Name: North Dakota Medical Marijuana Legalization Initiative
Ballot Number: Measure 5
Front Group: North Dakotans for Compassionate Care
Backer: Marijuana Policy Project
Key Provision: A patient or caregiver living 40 miles from the nearest dispensary can grow up to eight plants.
Dust off your old DVD of Fargo because North Dakota finally has a chance to vote on to legalize medical marijuana in November. North Dakotans for Compassionate Care, with support from the Marijuana Policy Project, led the successful effort to win ballot placement by gathering more than 18,000 petition signatures.
Comprising a massive chunk of the Great Plains, North Dakota is home to only 750,000 people. Current marijuana laws in the Peace Garden State are extremely harsh; possession of more than one ounce of flowers is treated as a felony. Simply ingesting hash or concentrates is a misdemeanor punishable by up to one year in jail and a $5,000 fine. Possessing any amount of cannabis oil is a felony punishable by up to five years in prison and a $10,000 fine.
Measure 5 is a fairly complete law that includes an initial set of regulations to create a medical cannabis system. It calls for a network of non-profit cultivators and dispensaries, along with modern laboratory testing. Patients would register with the state Department of Health, and any licensed physician could recommend cannabis therapy. Once registered, residents would be able to possess up to three ounces.
Qualifying conditions include: cancer and its treatments, HIV/AIDS, hepatitis C, ALS, PTSD, Alzheimer’s, Crohn’s, fibromyalgia, spinal stenosis, chronic back pain, neuropathy, glaucoma, epilepsy, cachexia, wasting syndrome, severe debilitating pain, intractable nausea, seizures, severe and persistent muscle spasms and multiple sclerosis.
The proposed law comes with a system for caregivers, who may aid up to five individuals. Only when patients live more than 40 miles away from the nearest dispensary is home cultivation of up to eight plants allowed.
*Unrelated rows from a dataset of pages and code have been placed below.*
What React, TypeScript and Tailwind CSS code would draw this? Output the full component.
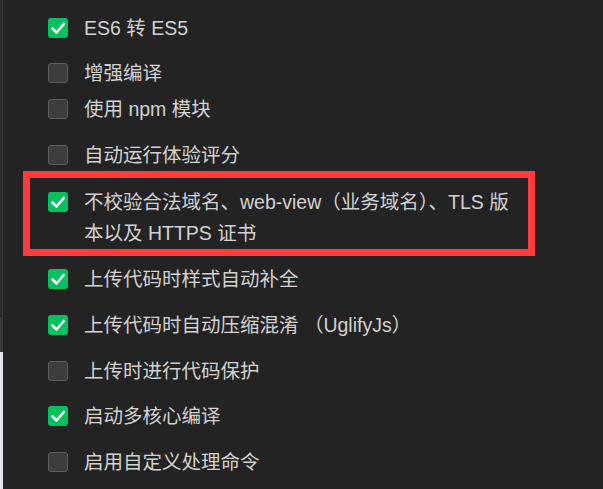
import React from 'react'

type Option = {
    label: React.ReactNode
    checked: boolean
    gap: string
}

const Checkbox = ({ checked }: { checked: boolean }) => {
    if (checked) {
        return (
            <div className="mt-[5px] h-[20px] w-[20px] shrink-0 rounded-[3px] bg-[#07c160] flex items-center justify-center">
                <svg width="20" height="20" viewBox="0 0 20 20" fill="none">
                    <polyline points="4.5,10.5 8.5,14.5 15.8,6" stroke="#ffffff" strokeWidth="2.6" strokeLinecap="round" strokeLinejoin="round" />
                </svg>
            </div>
        )
    }
    return <div className="mt-[5px] h-[20px] w-[20px] shrink-0 rounded-[3px] border border-[#5e5e5e] bg-[#3d3d3d]" />
}

const Row = ({ option }: { option: Option }) => (
    <div className={`flex items-start gap-[16px] ${option.gap}`}>
        <Checkbox checked={option.checked} />
        <div className="leading-[31px]">{option.label}</div>
    </div>
)

const App = () => {
    const top: Option[] = [
        { label: 'ES6 转 ES5', checked: true, gap: 'mt-[13px]' },
        { label: '增强编译', checked: false, gap: 'mt-[14px]' },
        { label: '使用 npm 模块', checked: false, gap: 'mt-[5px]' },
        { label: '自动运行体验评分', checked: false, gap: 'mt-[15px]' },
    ]

    const bottom: Option[] = [
        { label: '上传代码时样式自动补全', checked: true, gap: 'mt-[8px]' },
        { label: '上传代码时自动压缩混淆 （UglifyJs）', checked: true, gap: 'mt-[15px]' },
        { label: '上传时进行代码保护', checked: false, gap: 'mt-[15px]' },
        { label: '启动多核心编译', checked: true, gap: 'mt-[14px]' },
        { label: '启用自定义处理命令', checked: false, gap: 'mt-[15px]' },
    ]

    return (
        <div
            className="flex h-[489px] w-[603px] overflow-hidden bg-[#232323] text-[19.5px] text-[#d2d2d2]"
            style={{ fontFamily: '"Liberation Sans", "Noto Sans CJK SC", sans-serif' }}
        >
            {/* left edge of the neighbouring pane */}
            <div className="flex w-[3px] shrink-0 flex-col">
                <div className="h-[317px] border-r border-[#3a3a3a] bg-[#2a2a2a]" />
                <div className="h-[35px] bg-[#3b3b3b]" />
                <div className="flex-1 bg-[#e2e6ec]" />
            </div>

            <div className="flex flex-1 flex-col pl-[45px]">
                {top.map((o, i) => (
                    <Row key={i} option={o} />
                ))}

                <div className="-ml-[25px] w-[512px] border-[7px] border-[#ff3b3b] pl-[18px] pt-[9px]">
                    <div className="flex items-start gap-[16px]">
                        <Checkbox checked={true} />
                        <div className="leading-[31px]">
                            不校验合法域名、web-view（业务域名）、TLS 版
                            <br />
                            本以及 HTTPS 证书
                        </div>
                    </div>
                </div>

                {bottom.map((o, i) => (
                    <Row key={i} option={o} />
                ))}
            </div>
        </div>
    )
}

export default App
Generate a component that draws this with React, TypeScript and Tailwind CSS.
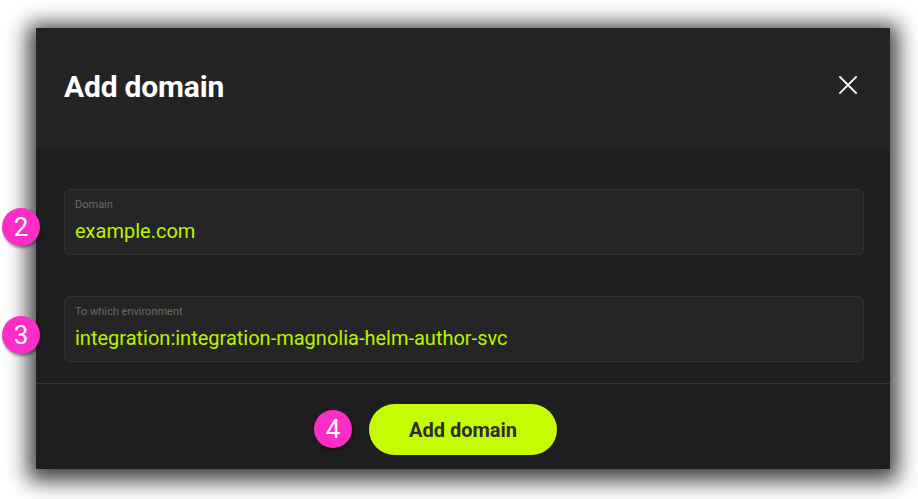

Measure 5 proposes subsidizing access for low-income patients. Because health insurance companies have yet to cover the cost of medical cannabis, it’s important that state systems find ways to serve the less fortunate. The measure could also open the door to Native American tribes accessing the compassionate use program.
Neighboring Montana and Minnesota already have limited medical marijuana laws. North Dakota also shares a long Northern border with Canada, where Prime Minister Justin Trudeau has promised to enact national legalization very soon.
“Why should our neighbors have to leave their families, their hometowns, their home state to become medical refugees for their children or themselves?” asks North Dakotans for Compassionate Care’s Anita Morgan.